Die Besucher schritten zu dieser Zeit über die repräsentative Treppe zur Eingangstür hinter dem Portal, das mit seinen ionischen Säulen an einen antiken Tempel erinnert. 1907 kam ein weiterer Anbau dazu, der den größten der Ausstellungssäle beherbergt. Hier ist zurzeit Jean Baptiste Oudrys berühmte „Menagerie“ untergebracht, eine Intarsienarbeit im Parkett stammt aus dem Schweriner Schloss.
Ebenfalls aus dem Schloss ins Museum verlegt wurde der aus dem
16. Jahrhundert stammende Altar der Schlosskirche, der im 19. Jahrhundert dem neogotischen Choranbau weichen musste.
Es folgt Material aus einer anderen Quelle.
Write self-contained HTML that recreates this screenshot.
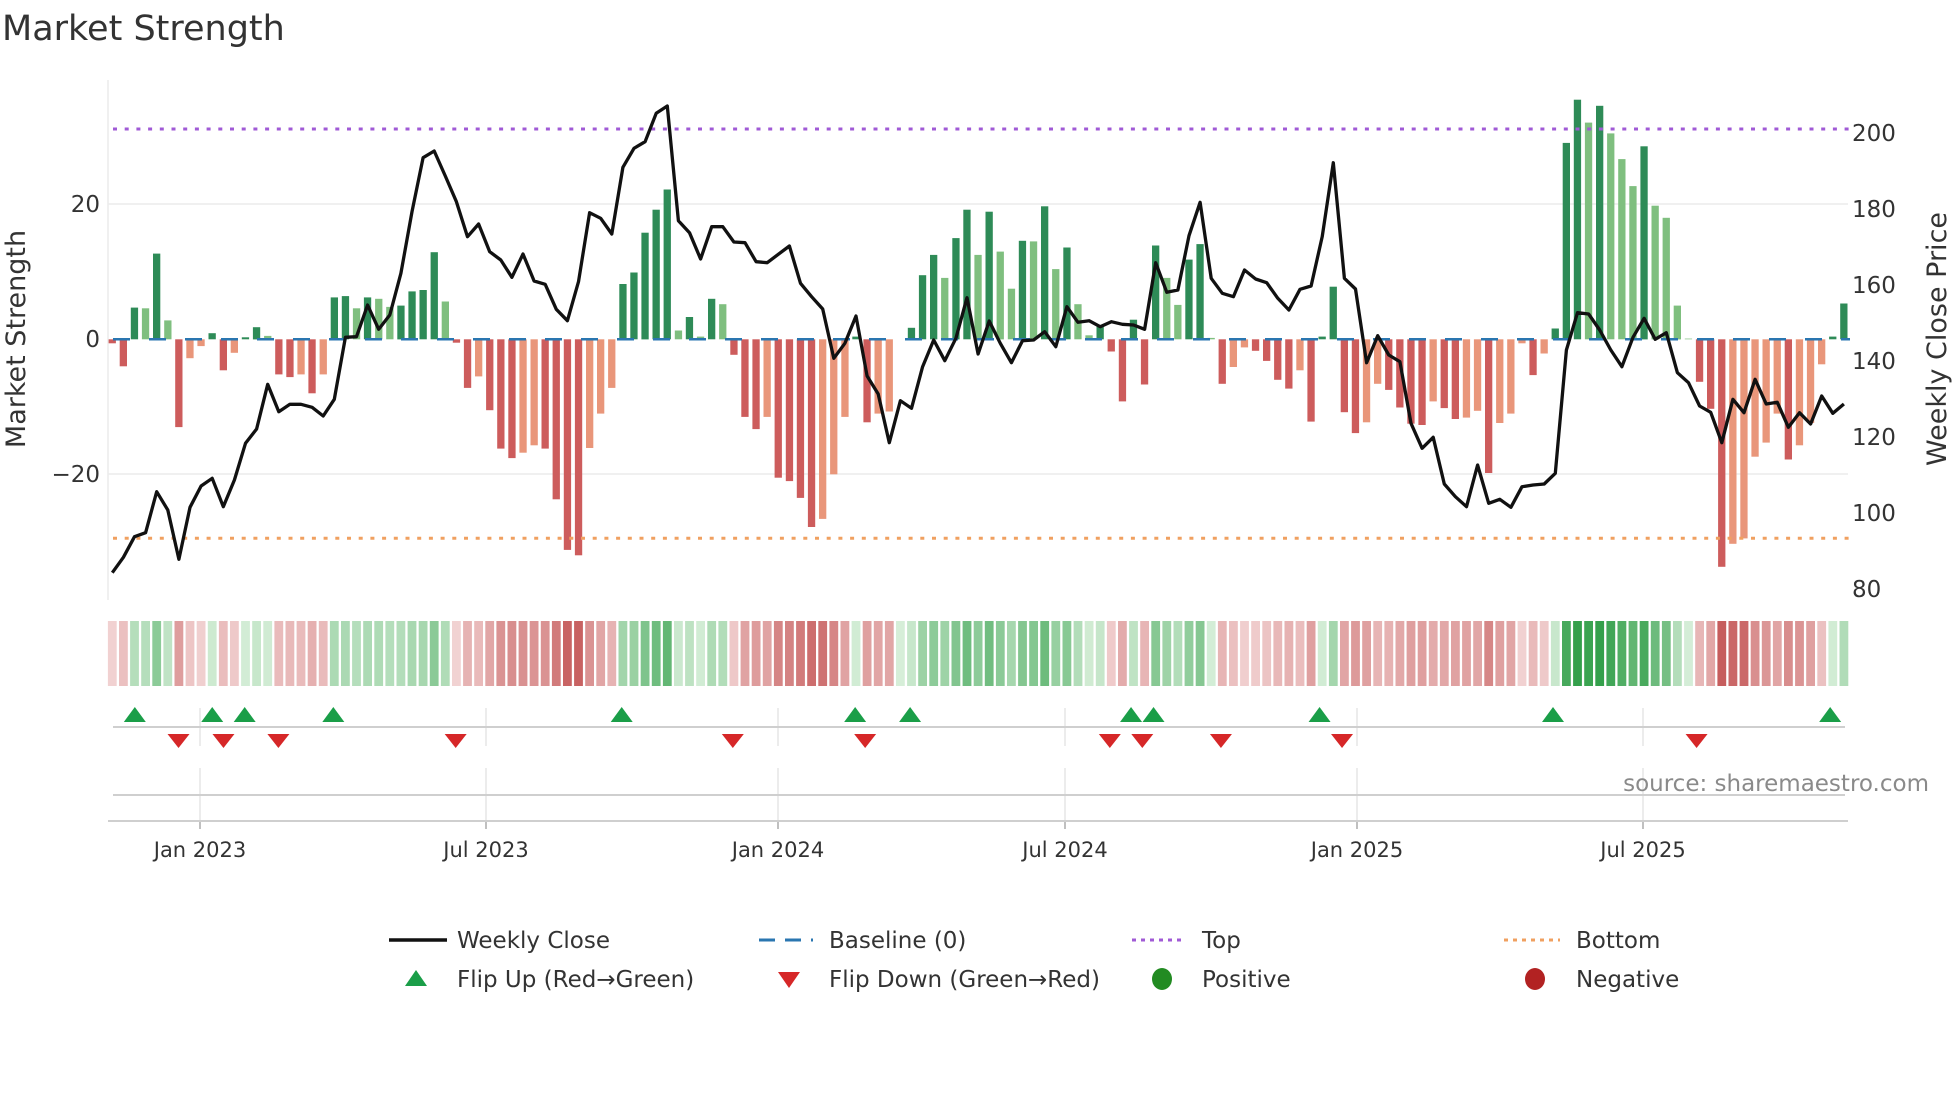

Weil der Altar als wichtiges Symbol christlichen Glaubens zu DDR-Zeiten nicht gern gesehen war, erhielt davor – sozusagen als Wandschirm – Theodor Schloepkes monumentales Gemälde „Niklots Tod“ seinen Platz. Wo sich das Bild befand, ist noch heute am Fußboden dieses Raumes sichtbar: Der Marmor, übrigens ein Restposten, der beim Bau des Palastes der Republik in Berlin übrig geblieben war, reicht nur bis zu dieser Stelle. Rings um den Altar ist noch der alte Fußboden zu sehen.
Doch nicht nur die Geschichten machen das Museum zu einem spannenden Ort, sondern auch die Kunst, die hier zu Hause ist: die exzellente Sammlung holländischer und flämischer Malerei des 17. und 18. Jahrhunderts beispielsweise, die Oudry-Kollektion und die Sammlung Marcel Duchamp. Und auch wenn der Eingang heute unten ist: Nicht versäumen sollten Besucher, wenigstens einmal die große Freitreppe emporzusteigen. Von hier oben öffnet sich ein wunderbarer Blick auf Schloss, Schlossgarten und Alten Garten.